Dans ce contexte, il fallait évidemment faire des choix, et je n’étais pas convaincue, douze ans après sa création, de l’efficacité de l’état-major de sécurité. J’ai estimé que cette sous-direction s’était totalement cloisonnée et ne travaillait que très peu avec les autres. Le bureau du renseignement, notamment, s’était refermé sur lui-même et j’avais très peu d’informations sur ce qu’il faisait. Je savais qu’il travaillait beaucoup avec les services spécialisés du renseignement mais, à plusieurs reprises, j’ai pu constater que je ne parvenais pas à obtenir les informations que je lui demandais. J’ai donc estimé qu’il devait être replacé au cœur des missions de l’administration pénitentiaire et de la sécurité des établissements, de la gestion des détenus, car c’est bien cela notre mission première, avant de travailler pour les services spécialisés du renseignement : gérer des détenus.

M. le président Georges Fenech. « J’ai estimé », dites-vous, mais je suppose que vous aviez l’accord de la garde des sceaux ?

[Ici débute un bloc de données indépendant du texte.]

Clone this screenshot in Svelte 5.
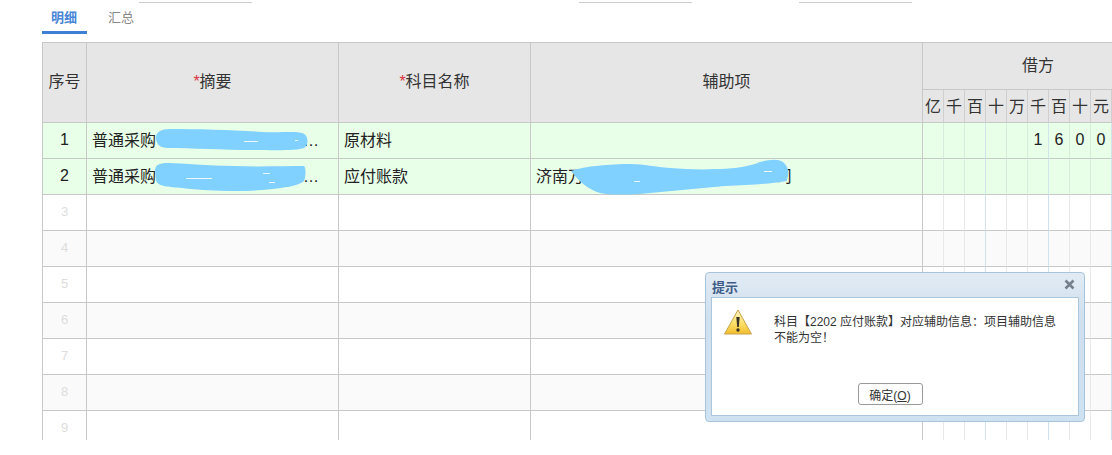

Mme Isabelle Gorce. Bien entendu. J’ai présenté ce projet très tôt…

M. le président Georges Fenech. La suppression de l’état-major de sécurité s’est donc faite avec l’accord du garde des sceaux de l’époque.

Mme Isabelle Gorce. Bien sûr.

Aujourd’hui, les questions de sécurité sont traitées de façon transversale, au sein de l’administration pénitentiaire. Je rappelle que le premier bureau de la sous-direction des missions se consacre à la gestion des établissements pénitentiaires et de la détention, c’est notamment le bureau qui gère les crises. Il fonctionne vingt-quatre heures sur vingt-quatre, une permanence remonte l’ensemble des incidents – le matin et le soir – et toute la chaîne, jusqu’au ministre, est ainsi informée deux fois par jour des crises et des incidents qui ont lieu dans les établissements pénitentiaires. Ce bureau, essentiel, est totalement tourné vers les établissements pénitentiaires et la gestion des détenus, y compris les plus dangereux, ceux qu’on appelle les détenus particulièrement signalés, gérés en étroite collaboration avec le bureau M3, qui est le bureau du renseignement.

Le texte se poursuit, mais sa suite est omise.